ハロー、ジーニアス / 優木カズヒロ

ハロー、ジーニアス (電撃文庫 ゆ 3-1)

ハロー、ジーニアス (電撃文庫 ゆ 3-1)

陸上の特待生として入学しながら足の怪我でその道を絶たれようとしていう少年と、普通の人とは違う才能を持ったジーニアスとして生まれながら自らの道を選べずにいる少女。そんな二人が出会った、ある春のボーイ・ミーツ・ガール。
とにかく雰囲気が抜群に良い一冊でした。青い空が、澄んだ空気がどこまでも広がっていくような中に、微かに滲んだ痛みと苦味。どこか淡々と落ち着いたようでいて、見え隠れする気持ちの揺らぎや想いの強さ。そして、高行と八葉を繋ぐ「空飛ぶ魚」のイメージ。近未来、少子化によって子供たちが集められた学園都市、普通の人とは全く別種の能力を持つジーニアスたちによってもたらされた技術、その中で存在感を放つ本や銭湯のレトロな雰囲気。そういう物語の舞台や背景が、そして作品自体の持つ空気がとても素敵で、そこで紡がれる真正面から青春なボーイ・ミーツ・ガールの物語をより魅力的なものにしていたように感じます。
特待生として入学して、陸上部のエースとして活躍して、もう陸上のことしか頭になかった高行。そんな彼が故障によりそれを失った時に感じた気持ち。それから、人とは違うジーニアスとして生まれ、あまりに圧倒的な能力を持ちながら、自らの進む道を選べずにいる八葉の気持ち。少年と少女の境遇はあまりに違っても、同じように自らの行き先に戸惑う二人は出会うべくして出会います。
人付き合いに不器用な二人が、支え合い、ぶつかり合い、過ごしていく時間。ジーニアスと言えども八葉が見せるのは等身大の女の子の顔で、そんな彼女に振り回されながら一人で生きようとしてきた高行にも変化があって。お互いに不安や迷いを抱えた二人が、その関わりの中で何かを見つけて、それぞれに変わっていく。

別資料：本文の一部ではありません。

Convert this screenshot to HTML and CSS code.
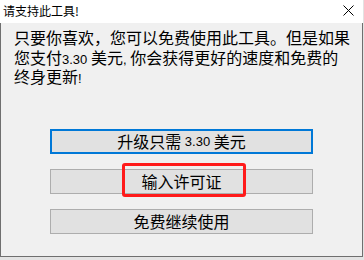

そんな青臭いくらいに青春な物語を、少し背伸びしたようで、けれどあくまでも等身大な感じに描いている、とても感じの良い作品でした。
高行は過去にけじめを付け、八葉は踏み出す勇気を得て、二人は新しい道を歩み始めます。ひとつの出逢いがもたらした、かけがえのない青春のひとコマ。そんな表現がすごく良く似合う、素敵な物語でした。面白かったです。